The job is to underwrite new securities issued by a bank’s clients and help raise funds in the capital markets. Which is why a love of mathematics is key
While fund managers handle equity funds and other assets, and analysts study the performance of companies and industries, investment bankers underwrite new securities issued by a bank’s clients and help raise funds in the capital markets.
To enjoy a career in investment management, applicants must be highly numerate and business-focused. Most investment banks offer graduate programmes, where successful applicants will get to sample some or all of finance, management, compliance, research, equity, securities, trading, and risk management.
Honours degrees in business, economics, finance, computing, maths and physics are attractive to employers, while some graduates might work towards a professional qualification with the appropriate professional body.
Dr Jesús Rogel-Salazar, University of Hertfordshire, which runs an MSc in Financial Market Analysis.
Mathematical modelling has become an ubiquitous tool in a large number of areas, and finance is no exception. Financial mathematics has become a field on its own right.

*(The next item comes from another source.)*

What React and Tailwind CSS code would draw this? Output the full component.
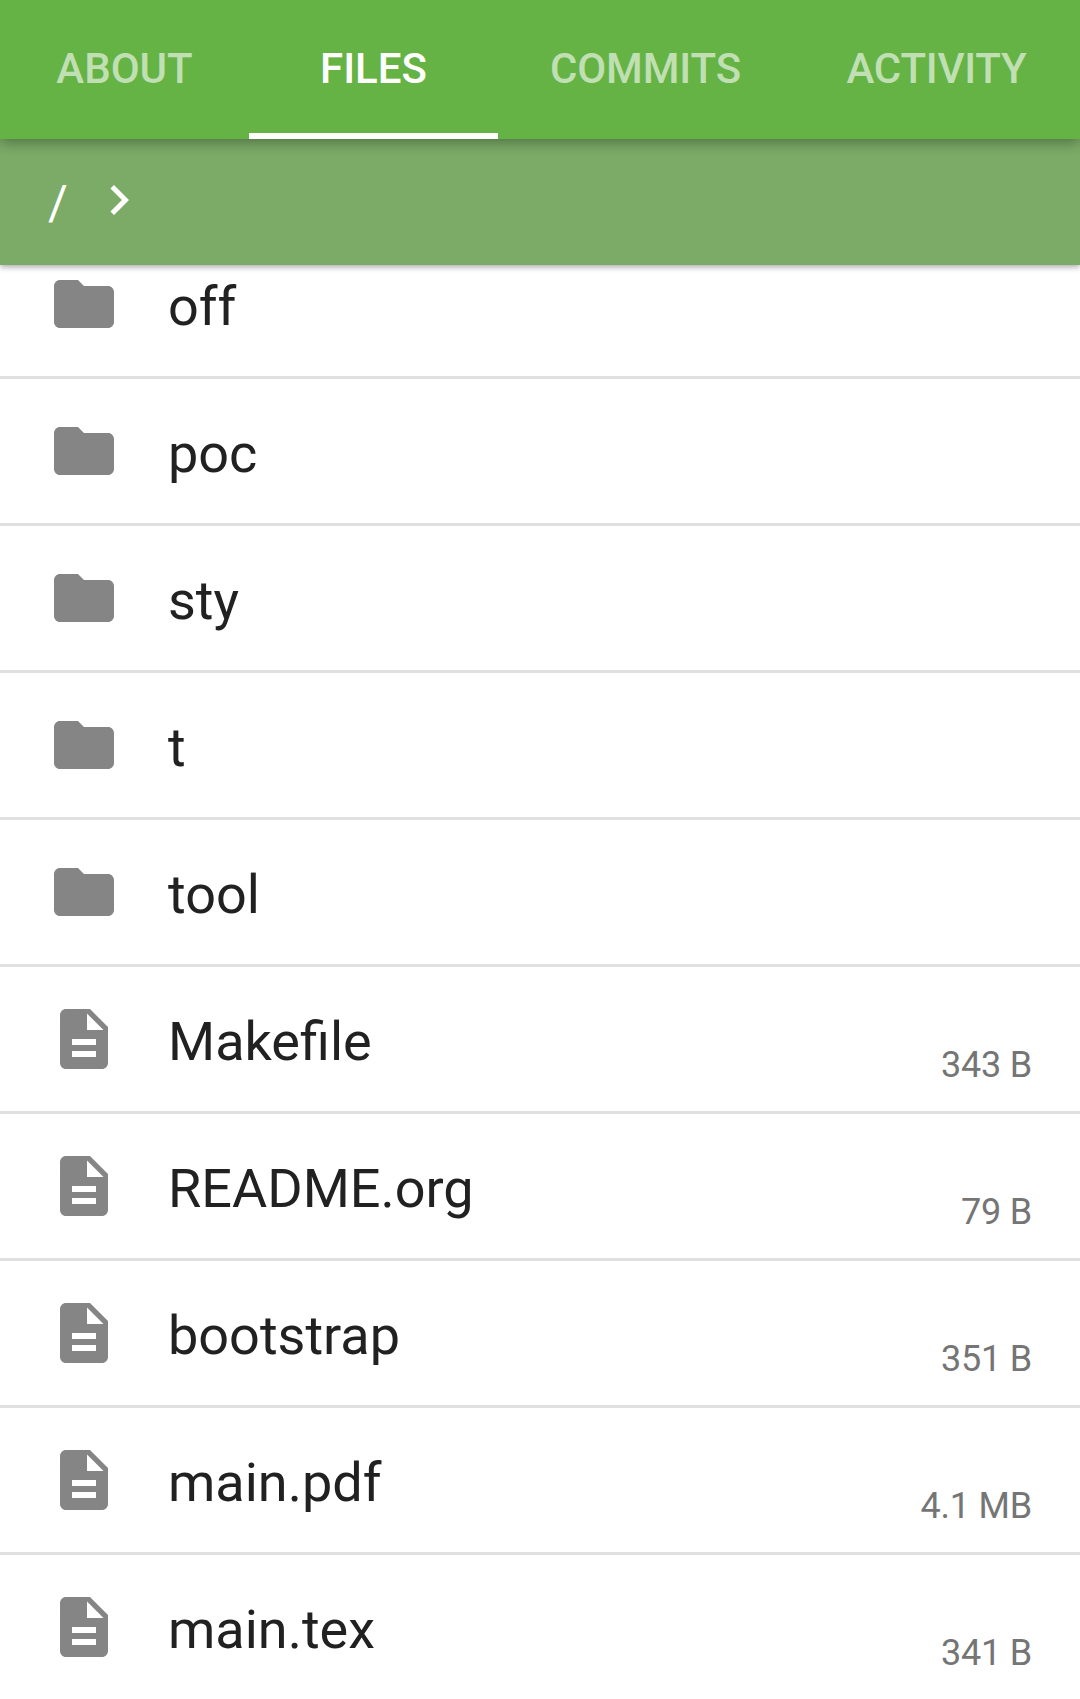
const tabs = [
  { label: 'ABOUT', width: 'w-[249px]' },
  { label: 'FILES', width: 'w-[249px]', active: true },
  { label: 'COMMITS', width: 'w-[295px]', tracking: 'tracking-[-0.1px]' },
  { label: 'ACTIVITY', width: 'w-[287px]', tracking: 'tracking-[-0.25px]' },
];

const entries = [
  { name: 'off', folder: true },
  { name: 'poc', folder: true },
  { name: 'sty', folder: true },
  { name: 't', folder: true },
  { name: 'tool', folder: true },
  { name: 'Makefile', size: '343 B' },
  { name: 'README.org', size: '79 B' },
  { name: 'bootstrap', size: '351 B' },
  { name: 'main.pdf', size: '4.1 MB' },
  { name: 'main.tex', size: '341 B' },
];

function EntryIcon({ folder }) {
  return (
    <svg viewBox="0 0 24 24" className="size-[72px] shrink-0 fill-[#858585]">
      {folder ? (
        <path d="M10 4H4c-1.1 0-1.99.9-1.99 2L2 18c0 1.1.9 2 2 2h16c1.1 0 2-.9 2-2V8c0-1.1-.9-2-2-2h-8l-2-2z" />
      ) : (
        <path d="M14 2H6c-1.1 0-1.99.9-1.99 2L4 20c0 1.1.89 2 1.99 2H18c1.1 0 2-.9 2-2V8l-6-6zm2 16H8v-2h8v2zm0-4H8v-2h8v2zm-3-5V3.500L18.500 9H13z" />
      )}
    </svg>
  );
}

export default function App() {
  return (
    <div className="flex h-[1699px] w-[1080px] flex-col overflow-hidden bg-white font-['Roboto',sans-serif]">
      <nav className="relative z-20 flex h-[139px] shrink-0 bg-[#65b245] shadow-[0_4px_12px_rgba(0,0,0,0.32)]">
        {tabs.map((tab) => (
          <div
            key={tab.label}
            className={`flex shrink-0 justify-center border-b-6 pt-[38px] text-[42px] leading-[62px] font-medium ${tab.width} ${tab.tracking ?? ''} ${
              tab.active ? 'border-white text-white' : 'border-transparent text-white/60'
            }`}
          >
            {tab.label}
          </div>
        ))}
      </nav>
      <div className="relative z-10 flex h-[126px] shrink-0 items-center bg-[#7bab67] pl-[48px] text-white shadow-[0_2px_6px_rgba(0,0,0,0.35)]">
        <span className="w-[41px] pt-[2px] text-[48px] leading-[60px]">/</span>
        <svg viewBox="0 0 24 24" className="mb-[4px] size-[60px] fill-white">
          <path d="M10 6 8.590 7.410 13.170 12l-4.580 4.590L10 18l6-6z" />
        </svg>
      </div>
      <ul className="-mt-[33px]">
        {entries.map((entry) => (
          <li key={entry.name} className="flex h-[147px] items-center border-b-3 border-[#e0e0e0] pr-[48px] pl-[48px]">
            <EntryIcon folder={entry.folder} />
            <span className="ml-[48px] grow pt-[6px] text-[54px] leading-[64px] text-[#212121]">{entry.name}</span>
            <span className="mt-[52px] text-[36px] leading-[42px] tracking-[-0.2px] text-[#757575]">{entry.size}</span>
          </li>
        ))}
      </ul>
    </div>
  );
}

A course, such as the one offered by the School of Physics Astronomy and Mathematics at the University of Hertfordshire, provides students with the expertise needed by careers in the financial sector such as risk management, investment banking, insurance, portfolio management or regulatory work.
Graduates obtain the necessary background to deal with stock market data, trading and financial accounts as well as the understanding and skills to support portfolio construction, financial derivative pricing and development of financial models. Work experience in the sector is offered as part of the degree.

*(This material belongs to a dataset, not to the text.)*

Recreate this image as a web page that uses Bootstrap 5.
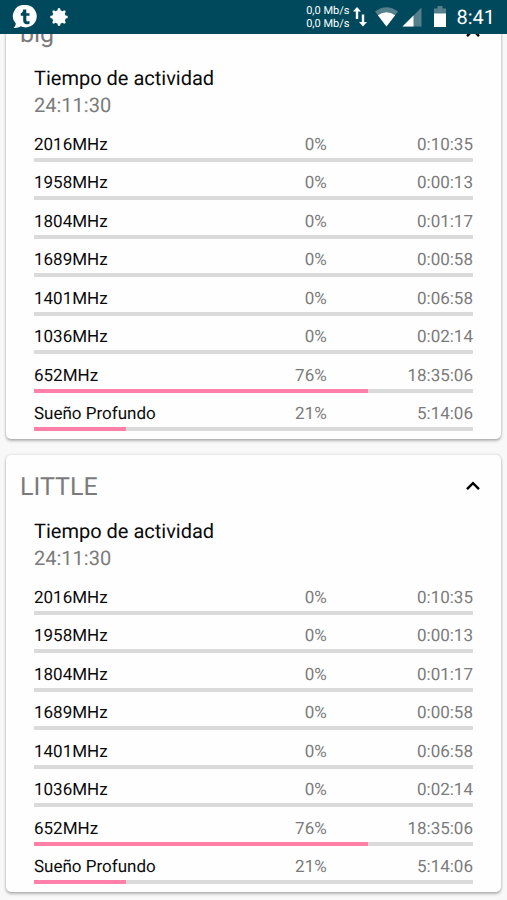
<!DOCTYPE html>
<html lang="es">
<head>
<meta charset="utf-8">
<meta name="viewport" content="width=device-width, initial-scale=1">
<title>Tiempo de actividad</title>
<link href="https://cdn.jsdelivr.net/npm/bootstrap@5.3.0/dist/css/bootstrap.min.css" rel="stylesheet">
<style>
body { font-family: Roboto, "Liberation Sans", sans-serif; background: #f8f8f8; color: #0a0a0a; text-rendering: geometricPrecision; }
.status-bar { height: 34px; background: #00495d; color: #fff; padding: 0 12px; }
.net-speed { font-size: 11px; line-height: 13px; }
.clock { font-size: 20px; line-height: 24px; }
.battery { margin: 0 10px 0 12px; }
.cluster-list { padding: 2px 6px 8px; gap: 16px; }
.cluster { border: 0; border-radius: 5px; background: #fefefe; box-shadow: 0 2px 3px rgba(0,0,0,.26), 0 0 3px rgba(0,0,0,.16); }
.cluster-head { height: 63px; padding: 2px 14px 0; }
.cluster-name { font-size: 25px; line-height: 32px; font-weight: 400; color: #7b7b7b; }
.toggle { width: 28px; height: 28px; color: #000; }
.cluster-data { padding: 0 28px 8px; }
.uptime { font-size: 20px; line-height: 27px; font-weight: 400; margin-bottom: 4px; }
.dim { color: #7b7b7b; }
.freqs { min-height: 308px; font-size: 17px; line-height: 26px; }
.freq { grid-template-columns: repeat(3, 1fr); align-content: end; }
.freq th { font-weight: 400; }
.freq .meter-cell { grid-column: 1 / -1; }
.meter { height: 4px; border-radius: 0; background: #dadada; }
.meter .progress-bar { background: #ff80a9; }
</style>
<script src="https://cdn.jsdelivr.net/npm/bootstrap@5.3.0/dist/js/bootstrap.bundle.min.js" defer></script>
</head>
<body>
<header class="status-bar fixed-top d-flex align-items-center justify-content-between">
  <div class="d-flex align-items-center gap-2">
    <svg width="25" height="24" viewBox="0 0 25 24" aria-hidden="true"><path fill="#fff" d="M13.500 0a11.200 11.200 0 1 1-4.800 21.300C7 22.500 4 23.300 1.500 22.900c1.500-1 2.200-2.400 2.300-4.300A11.200 11.200 0 0 1 13.500 0Z"/><path fill="#00495d" d="M11.200 4.500h3.100v3.700h3.200v2.600h-3.200v4.200c0 1.600 1.500 1.800 3.200 1v2.700c-3.400 1.300-6.300.2-6.300-3.300v-4.600H8.800V8.300c1.600-.5 2.300-1.800 2.400-3.800Z"/></svg>
    <svg class="ms-1" width="18" height="18" viewBox="-1 0 18 18" overflow="visible" aria-hidden="true"><g fill="#fff"><circle cx="9" cy="9" r="6.800"/><path id="tooth" d="M7.400 3 7.800.7Q9-.5 10.200.7L10.600 3Z"/><use href="#tooth" transform="rotate(45 9 9)"/><use href="#tooth" transform="rotate(90 9 9)"/><use href="#tooth" transform="rotate(135 9 9)"/><use href="#tooth" transform="rotate(180 9 9)"/><use href="#tooth" transform="rotate(225 9 9)"/><use href="#tooth" transform="rotate(270 9 9)"/><use href="#tooth" transform="rotate(315 9 9)"/></g></svg>
  </div>
  <div class="d-flex align-items-center">
    <div class="net-speed text-end">0,0 Mb/s<br>0,0 Mb/s</div>
    <svg class="ms-1" width="14" height="20" viewBox="0 0 14 20" aria-hidden="true"><path fill="#fff" d="M4 0 8 4.500H5.200V12H2.800V4.500H0ZM10 19.500 6 15h2.800V7.500h2.400V15H14Z"/></svg>
    <svg class="ms-2" width="23" height="20" viewBox="0 0 24 20" preserveAspectRatio="none" aria-hidden="true"><path fill="#547f8b" d="M12 19.500 0 4.500Q12-4 24 4.500Z"/><path fill="#fff" d="M12 19.500 3 8.200Q12 2.400 21 8.200Z"/></svg>
    <svg class="ms-1" width="20" height="20" viewBox="0 0 20 20" aria-hidden="true"><path fill="#547f8b" d="M19.500.5v19H.5Z"/><path fill="#fff" d="M11.500 8.500v11H.5Z"/></svg>
    <svg class="battery" width="12" height="22" viewBox="0 0 12 22" aria-hidden="true"><path fill="#547f8b" d="M3.500 0h5v2.500H12V8H0V2.500h3.500Z"/><path fill="#fff" d="M0 7.500h12V21H0Z"/></svg>
    <time class="clock" datetime="08:41">8:41</time>
  </div>
</header>

<main class="cluster-list d-flex flex-column" id="clusters"></main>

<template id="cluster-template">
  <section class="card cluster">
    <div class="cluster-head d-flex align-items-center justify-content-between">
      <h2 class="cluster-name m-0"></h2>
      <button type="button" class="toggle btn p-0 border-0 d-flex align-items-center justify-content-center" data-bs-toggle="collapse" aria-expanded="true" aria-label="Contraer">
        <svg width="16" height="14" viewBox="0 0 16 14" aria-hidden="true"><path d="M2 8.200 8 2.200l6 6" fill="none" stroke="currentColor" stroke-width="2.400"/></svg>
      </button>
    </div>
    <div class="cluster-data collapse show">
      <h3 class="uptime">Tiempo de actividad<br><span class="dim">24:11:30</span></h3>
      <table class="freqs d-grid w-100"></table>
    </div>
  </section>
</template>

<script>
const states = [
  ["2016MHz", 0, "0:10:35"],
  ["1958MHz", 0, "0:00:13"],
  ["1804MHz", 0, "0:01:17"],
  ["1689MHz", 0, "0:00:58"],
  ["1401MHz", 0, "0:06:58"],
  ["1036MHz", 0, "0:02:14"],
  ["652MHz", 76, "18:35:06"],
  ["Sueño Profundo", 21, "5:14:06"]
];
const template = document.getElementById("cluster-template");
for (const name of ["big", "LITTLE"]) {
  const node = template.content.cloneNode(true);
  node.querySelector(".cluster-name").textContent = name;
  node.querySelector(".cluster-data").id = "data-" + name;
  node.querySelector(".toggle").dataset.bsTarget = "#data-" + name;
  node.querySelector(".freqs").innerHTML = "<tbody class='d-grid'>" + states.map(([label, share, time]) => `
    <tr class="freq d-grid">
      <th scope="row" class="p-0 text-nowrap">${label}</th>
      <td class="dim p-0 text-end">${share}%</td>
      <td class="dim p-0 text-end">${time}</td>
      <td class="meter-cell p-0"><div class="progress meter" role="progressbar" aria-label="${label}" aria-valuenow="${share}" aria-valuemin="0" aria-valuemax="100"><div class="progress-bar" style="width:${share}%"></div></div></td>
    </tr>`).join("") + "</tbody>";
  document.getElementById("clusters").append(node);
}
</script>
</body>
</html>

Students have gained A-levels in maths or further maths or an equivalent. Graduates can advance their careers by obtaining certifications in actuary, financial analysis or follow postgraduate courses such as the MSc in financial market analysis.
Adrian Kinnersley of Twenty Recruitment Group, which specialises in financial services recruitment.
Simply put, you’ve got to try and convince your superiors that you are the most reliable person on the team. As a graduate, every time you are asked to do something, you should do it better than you have been asked so your boss says, “thanks, that’s great” instead of just “thanks”. Investment banking is very broad, so you could find yourself gaining experience in everything from the back office to HR, finance and IT.
Whatever you decide to specialise in, make sure you gain the right training and qualifications. Try to find a mentor who has progressed far in your chosen sector. Finally, you need to show you are the kind of person who can influence a team – do this before being asked. It will get you on the radar and you will become a go-to person before your peers.
View from the inside
John Roberts, on a graduate scheme at a London-based investment bank.
It was highly competitive and other applicants seemed to be intimidatingly successful. My maths degree has come in surprisingly handy – I thought it would be all about personality.
Communication is important, of course, but a sound knowledge of maths and finance means I haven’t felt totally out of my depth so far.
I’ve enjoyed my time in the mergers and acquisitions department the most. It feels like important work. It’s not really like the stereotypical view of M&As – there’s not been any evil entities looking to devour a tiny family-owned company.
I’ve got some pension fund work coming up, which doesn’t thrill me as I prefer working on the large corporate deals, but I’m looking forward to most things, to be honest.